[Entries with page source code]
┌──
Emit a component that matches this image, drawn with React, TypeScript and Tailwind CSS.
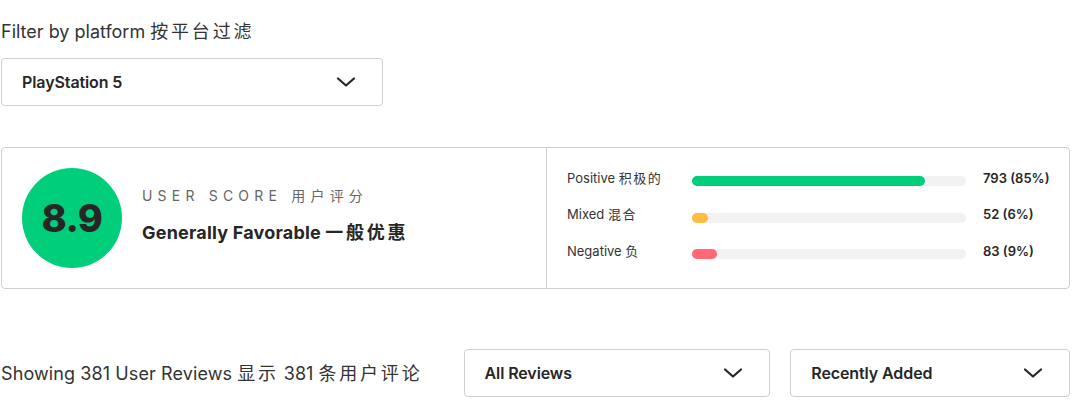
import React from "react";

const font = { fontFamily: "Inter, 'Noto Sans CJK SC', sans-serif" };

function Chevron() {
  return (
    <svg width="20" height="12" viewBox="0 0 20 12" fill="none">
      <path d="M2 2.5 L10 9.5 L18 2.5" stroke="#262626" strokeWidth="2.2" strokeLinecap="round" strokeLinejoin="round" />
    </svg>
  );
}

function Select({ label, className }: { label: string; className: string }) {
  return (
    <div className={`h-[48px] flex items-center justify-between rounded-[4px] border border-[#cfcfcf] bg-white pl-[20px] pr-[26px] ${className}`}>
      <span className="text-[16px] font-semibold text-[#262626] tracking-[-0.1px]">{label}</span>
      <Chevron />
    </div>
  );
}

function Bar({ label, cjk, value, pct, color }: { label: string; cjk: string; value: string; pct: number; color: string }) {
  return (
    <div className="flex items-center h-[36.5px]">
      <div className="w-[125px] text-[13px] text-[#333]">
        {label} <span className="tracking-[1.5px]">{cjk}</span>
      </div>
      <div className="w-[274px] h-[10px] rounded-full bg-[#f2f2f2] mt-[6px]">
        <div className={`h-full rounded-full ${color}`} style={{ width: `${pct}%` }} />
      </div>
      <div className="ml-[17px] text-[13px] font-semibold text-[#262626]">{value}</div>
    </div>
  );
}

export default function App() {
  return (
    <div className="w-[1076px] h-[416px] bg-white pl-px pr-[6px] pt-[19px]" style={font}>
      <div className="text-[18px] text-[#333] leading-[26px]">
        Filter by platform <span className="tracking-[2.8px]">按平台过滤</span>
      </div>
      <Select label="PlayStation 5" className="w-[382px] mt-[13px]" />
      <div className="mt-[41px] h-[142px] flex rounded-[4px] border border-[#cfcfcf]">
        <div className="w-[545px] flex items-center pl-[20px] border-r border-[#cfcfcf]">
          <div className="w-[100px] h-[100px] rounded-full bg-[#00ce7a] flex items-center justify-center">
            <span className="text-[38px] font-extrabold text-[#262626] tracking-[-0.5px]">8.9</span>
          </div>
          <div className="ml-[20px] flex flex-col pb-[6px]">
            <div className="text-[14px] text-[#666] tracking-[5.2px] leading-[20px]">USER SCORE 用户评分</div>
            <div className="mt-[15px] text-[18px] font-bold text-[#262626] leading-[24px]">
              <span className="tracking-[0.2px]">Generally Favorable</span> <span className="tracking-[2.8px]">一般优惠</span>
            </div>
          </div>
        </div>
        <div className="flex-1 pl-[20px] pt-[12px]">
          <Bar label="Positive" cjk="积极的" value="793 (85%)" pct={85} color="bg-[#00ce7a]" />
          <Bar label="Mixed" cjk="混合" value="52 (6%)" pct={6} color="bg-[#ffbd3f]" />
          <Bar label="Negative" cjk="负" value="83 (9%)" pct={9} color="bg-[#ff6874]" />
        </div>
      </div>
      <div className="mt-[60px] flex items-center">
        <div className="w-[463px] text-[18px] text-[#333]">
          <span className="tracking-[0.1px]">Showing 381 User Reviews</span> <span className="tracking-[2.8px]">显示</span> 381 <span className="tracking-[2.8px]">条用户评论</span>
        </div>
        <Select label="All Reviews" className="w-[307px]" />
        <Select label="Recently Added" className="w-[280px] ml-[20px]" />
      </div>
    </div>
  );
}
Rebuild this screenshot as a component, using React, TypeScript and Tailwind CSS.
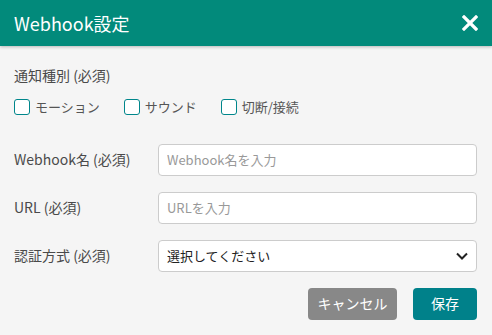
└──
| Your objective |
All the records need to be repeated exactly, with the images dropped.

| Reply |
Emit a component that matches this image, drawn with React, TypeScript and Tailwind CSS.
import React from "react";

const font = { fontFamily: "Inter, 'Noto Sans CJK SC', sans-serif" };

function Chevron() {
  return (
    <svg width="20" height="12" viewBox="0 0 20 12" fill="none">
      <path d="M2 2.5 L10 9.5 L18 2.5" stroke="#262626" strokeWidth="2.2" strokeLinecap="round" strokeLinejoin="round" />
    </svg>
  );
}

function Select({ label, className }: { label: string; className: string }) {
  return (
    <div className={`h-[48px] flex items-center justify-between rounded-[4px] border border-[#cfcfcf] bg-white pl-[20px] pr-[26px] ${className}`}>
      <span className="text-[16px] font-semibold text-[#262626] tracking-[-0.1px]">{label}</span>
      <Chevron />
    </div>
  );
}

function Bar({ label, cjk, value, pct, color }: { label: string; cjk: string; value: string; pct: number; color: string }) {
  return (
    <div className="flex items-center h-[36.5px]">
      <div className="w-[125px] text-[13px] text-[#333]">
        {label} <span className="tracking-[1.5px]">{cjk}</span>
      </div>
      <div className="w-[274px] h-[10px] rounded-full bg-[#f2f2f2] mt-[6px]">
        <div className={`h-full rounded-full ${color}`} style={{ width: `${pct}%` }} />
      </div>
      <div className="ml-[17px] text-[13px] font-semibold text-[#262626]">{value}</div>
    </div>
  );
}

export default function App() {
  return (
    <div className="w-[1076px] h-[416px] bg-white pl-px pr-[6px] pt-[19px]" style={font}>
      <div className="text-[18px] text-[#333] leading-[26px]">
        Filter by platform <span className="tracking-[2.8px]">按平台过滤</span>
      </div>
      <Select label="PlayStation 5" className="w-[382px] mt-[13px]" />
      <div className="mt-[41px] h-[142px] flex rounded-[4px] border border-[#cfcfcf]">
        <div className="w-[545px] flex items-center pl-[20px] border-r border-[#cfcfcf]">
          <div className="w-[100px] h-[100px] rounded-full bg-[#00ce7a] flex items-center justify-center">
            <span className="text-[38px] font-extrabold text-[#262626] tracking-[-0.5px]">8.9</span>
          </div>
          <div className="ml-[20px] flex flex-col pb-[6px]">
            <div className="text-[14px] text-[#666] tracking-[5.2px] leading-[20px]">USER SCORE 用户评分</div>
            <div className="mt-[15px] text-[18px] font-bold text-[#262626] leading-[24px]">
              <span className="tracking-[0.2px]">Generally Favorable</span> <span className="tracking-[2.8px]">一般优惠</span>
            </div>
          </div>
        </div>
        <div className="flex-1 pl-[20px] pt-[12px]">
          <Bar label="Positive" cjk="积极的" value="793 (85%)" pct={85} color="bg-[#00ce7a]" />
          <Bar label="Mixed" cjk="混合" value="52 (6%)" pct={6} color="bg-[#ffbd3f]" />
          <Bar label="Negative" cjk="负" value="83 (9%)" pct={9} color="bg-[#ff6874]" />
        </div>
      </div>
      <div className="mt-[60px] flex items-center">
        <div className="w-[463px] text-[18px] text-[#333]">
          <span className="tracking-[0.1px]">Showing 381 User Reviews</span> <span className="tracking-[2.8px]">显示</span> 381 <span className="tracking-[2.8px]">条用户评论</span>
        </div>
        <Select label="All Reviews" className="w-[307px]" />
        <Select label="Recently Added" className="w-[280px] ml-[20px]" />
      </div>
    </div>
  );
}
Rebuild this screenshot as a component, using React, TypeScript and Tailwind CSS.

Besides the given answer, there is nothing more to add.